In Portuguese with English subtitles, City of God is, in fact, otherworldly. Much in the way of Coppola's The Godfather, it is at once impossibly brutal, yet impossibly beautiful - a tale of contradictions. Set during the 60's and 70's in Rio de Janiero's poorest and most violent favela (a housing project created to isolate Rio's impoverished from its wealthy tourist sector), it follows the real-life stories of two City of God youth headed in drastically different directions - Lil Dice, an ambitious drug dealer, and Rocket, an aspiring photographer who stumbles onto the artform via a stolen camera.

Narrated by a teenage Rocket, a journalist intern, City of God is presented as a sequence of artfully interwoven flashbacks against a soundtrack alternating between samba, American disco, and loopy, blaxploitation wah-wah guitar. In the beginning, we find the main characters, Lil Dice and Rocket in the sepia-toned slum as preadolescents. Their teenage brothers, Shaggy and Goose, are part of the Trio, a band of small-time stick-up artists. Lil Dice, small in size but big in ideas, concocts a scheme to make the Trio some real money - to rob a brothel. The plans go awry when the Trio crashes their sleek stolen getaway car into a houseful of people, initiating a life on the run.

But life in the City of God is short. Where bulletsprays are more common than rainshowers, both Shaggy and Goose meet their deaths before the age of 20. Clipper, the third member of the Trio, walks into a chapel and finds God - the only mention of the deity in the film. Incidentally, we never see the famous 100 ft. statue of Jesus which overlooks all of Rio - an omission which subtly states that that God has no jurisdiction there.
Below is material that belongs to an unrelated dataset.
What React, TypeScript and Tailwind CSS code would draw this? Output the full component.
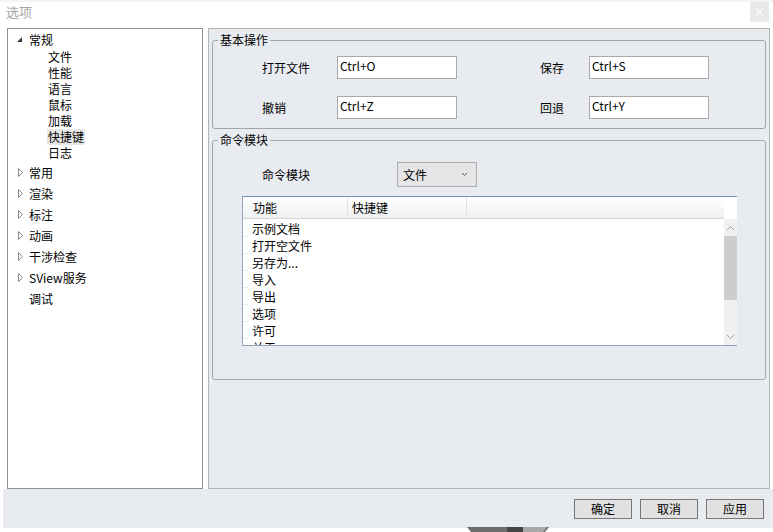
import React from 'react'

const generalChildren = ['文件', '性能', '语言', '鼠标', '加载', '快捷键', '日志']

const topNodes = [
  { label: '常用', expandable: true },
  { label: '渲染', expandable: true },
  { label: '标注', expandable: true },
  { label: '动画', expandable: true },
  { label: '干涉检查', expandable: true },
  { label: 'SView服务', expandable: true },
  { label: '调试', expandable: false },
]

const commands = ['示例文档', '打开空文件', '另存为...', '导入', '导出', '选项', '许可', '关于']

function ExpandedArrow() {
  return (
    <svg width="13" height="8" viewBox="0 0 13 8">
      <polygon points="6,1 6,6 1,6" fill="#3c3c3c" />
    </svg>
  )
}

function CollapsedArrow() {
  return (
    <svg width="13" height="9" viewBox="0 0 13 9">
      <polygon points="2.5,0.5 6.5,4.5 2.5,8.5" fill="none" stroke="#8a8a8a" strokeWidth="1" />
    </svg>
  )
}

function Tree() {
  return (
    <div className="w-[196px] border border-[#8e8f99] bg-white text-[12px] text-black">
      <div className="pt-[2px]">
        <div className="flex h-[18px] items-center pl-[8px] leading-[18px]">
          <span className="flex w-[13px] items-center">
            <ExpandedArrow />
          </span>
          <span>常规</span>
        </div>
        {generalChildren.map((c) => (
          <div key={c} className="flex h-[16px] items-center pl-[39px] leading-[16px]">
            <span className={c === '快捷键' ? 'bg-[#e6e6e6] px-[1px]' : 'px-[1px]'}>{c}</span>
          </div>
        ))}
        <div className="mt-[1px]">
          {topNodes.map((n) => (
            <div key={n.label} className="flex h-[21px] items-center pl-[8px] leading-[21px]">
              <span className="flex w-[13px] items-center">{n.expandable && <CollapsedArrow />}</span>
              <span>{n.label}</span>
            </div>
          ))}
        </div>
      </div>
    </div>
  )
}

function ShortcutInput({ value }: { value: string }) {
  return (
    <div className="h-[23px] w-[120px] border border-[#a9a9a9] bg-white pl-[2px] pt-[1px] text-[12px] leading-[16px]">
      {value}
    </div>
  )
}

function GroupBox({ title, className, children }: { title: string; className?: string; children: React.ReactNode }) {
  return (
    <fieldset className={`rounded-[3px] border border-[#a4a4a4] px-0 ${className ?? ''}`}>
      <legend className="ml-[5px] px-[2px] text-[12px] leading-[16px]">{title}</legend>
      {children}
    </fieldset>
  )
}

function ScrollBar() {
  return (
    <div className="flex w-[13px] flex-col bg-[#f0f0f0]">
      <div className="flex h-[17px] items-center justify-center">
        <svg width="9" height="6" viewBox="0 0 9 6">
          <polyline points="1,5 4.5,1.5 8,5" fill="none" stroke="#a6a6a6" strokeWidth="1" />
        </svg>
      </div>
      <div className="h-[64px] bg-[#cdcdcd]" />
      <div className="flex-1" />
      <div className="flex h-[17px] items-center justify-center">
        <svg width="9" height="6" viewBox="0 0 9 6">
          <polyline points="1,1 4.5,4.5 8,1" fill="none" stroke="#a6a6a6" strokeWidth="1" />
        </svg>
      </div>
    </div>
  )
}

function CommandTable() {
  return (
    <div className="ml-[29px] mt-[9px] flex h-[150px] w-[495px] flex-col border-l border-t border-b border-l-[#9aa6b8] border-t-[#6f8fc0] border-b-[#8fa2bc] bg-white text-[12px]">
      <div className="flex h-[22px] shrink-0">
        <div className="flex flex-1 border-b border-[#d5d5d5] bg-gradient-to-b from-white to-[#eef0f2]">
          <div className="w-[5px]" />
          <div className="w-[100px] border-r border-[#e2e2e2] pl-[5px] leading-[22px]">功能</div>
          <div className="w-[119px] border-r border-[#e2e2e2] pl-[4px] leading-[22px]">快捷键</div>
          <div className="flex-1" />
        </div>
        <div className="w-[13px]" />
      </div>
      <div className="flex min-h-0 flex-1">
        <div className="flex-1 overflow-hidden pt-[1px]">
          {commands.map((c) => (
            <div key={c} className="flex h-[17px]">
              <div className="w-[5px] border-b border-[#ececec]" />
              <div className="pl-[4px] leading-[17px]">{c}</div>
            </div>
          ))}
        </div>
        <ScrollBar />
      </div>
    </div>
  )
}

function Button({ label }: { label: string }) {
  return (
    <button className="h-[20px] w-[58px] border border-[#777777] bg-[#e1e1e1] text-[12px] leading-[16px] text-black">
      {label}
    </button>
  )
}

export default function App() {
  return (
    <div className="relative h-[532px] w-[773px] overflow-hidden bg-white font-['Noto_Sans_CJK_SC',sans-serif] text-black">
      {/* Title bar */}
      <div className="flex h-[28px] items-start justify-between border-t-2 border-[#f4f4f4] pl-[6px] pr-[4px]">
        <span className="pt-[1px] text-[13px] leading-[18px] text-[#a5a5a5]">选项</span>
        <div className="flex h-[20px] w-[19px] items-center justify-center bg-[#e9e9e9] text-[12px] leading-none text-white">
          ×
        </div>
      </div>

      {/* Main */}
      <div className="flex h-[461px] gap-[5px] pl-[7px]">
        <Tree />
        <div className="w-[562px] border border-[#b4b4b4] bg-[#e8ebf0] px-[3px] pt-[3px] text-[12px]">
          <GroupBox title="基本操作" className="h-[97px]">
            <div className="flex flex-col gap-[17px] pl-[49px] pt-[8px]">
              <div className="flex items-center">
                <span className="w-[75px]">打开文件</span>
                <ShortcutInput value="Ctrl+O" />
                <span className="ml-[83px] w-[49px]">保存</span>
                <ShortcutInput value="Ctrl+S" />
              </div>
              <div className="flex items-center">
                <span className="w-[75px]">撤销</span>
                <ShortcutInput value="Ctrl+Z" />
                <span className="ml-[83px] w-[49px]">回退</span>
                <ShortcutInput value="Ctrl+Y" />
              </div>
            </div>
          </GroupBox>
          <GroupBox title="命令模块" className="mt-[3px] h-[248px]">
            <div className="flex items-center pl-[49px] pt-[14px]">
              <span className="w-[135px]">命令模块</span>
              <div className="flex h-[25px] w-[80px] items-center justify-between border border-[#adadad] bg-[#e5e5e5] pl-[5px] pr-[8px]">
                <span>文件</span>
                <svg width="7" height="5" viewBox="0 0 7 5">
                  <polyline points="1,1 3.5,3.5 6,1" fill="none" stroke="#606060" strokeWidth="1" />
                </svg>
              </div>
            </div>
            <CommandTable />
          </GroupBox>
        </div>
      </div>

      {/* Bottom buttons */}
      <div className="ml-[3px] flex h-[39px] items-start justify-end gap-[8px] bg-[#e8ebf0] pr-[9px] pt-[10px]">
        <Button label="确定" />
        <Button label="取消" />
        <Button label="应用" />
      </div>

      {/* partly visible shape below the dialog */}
      <svg className="absolute left-[467px] top-[527px]" width="82" height="5" viewBox="0 0 82 5">
        <polygon points="0,0 82,0 78,5 4,5" fill="#6e6e6e" />
        <rect x="40" y="0" width="16" height="5" fill="#454545" />
        <polygon points="56,0 80,0 76,5 56,5" fill="#a8a8a8" />
      </svg>
    </div>
  )
}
We then fast-forward to the 70's where the ambitious Lil Dice seeks out a Candomble priest to empower him to become druglord of the favela. Initiated into the orisha, Exu, the coal-complexioned Lil Dice takes on a new name, Lil Ze. In West African faiths, the orisha, Exu (alternately called Eshu, Elegua, Elegba depending on the country) is keeper of the crossroads. No ritual or ceremony can begin without making an offer to him lest it be doomed to fail. And within the City of God, the newly anointed Lil Ze quickly rises to Exu-like status.

Given an eleke, (a beaded necklace) which spiritually endows him, Lil Ze is also given the specific instruction to never wear it while engaging in sex. But on his bloody, ruthless rise to power, one of the first things Lil Ze does is rape a woman, setting up his inevitable downfall.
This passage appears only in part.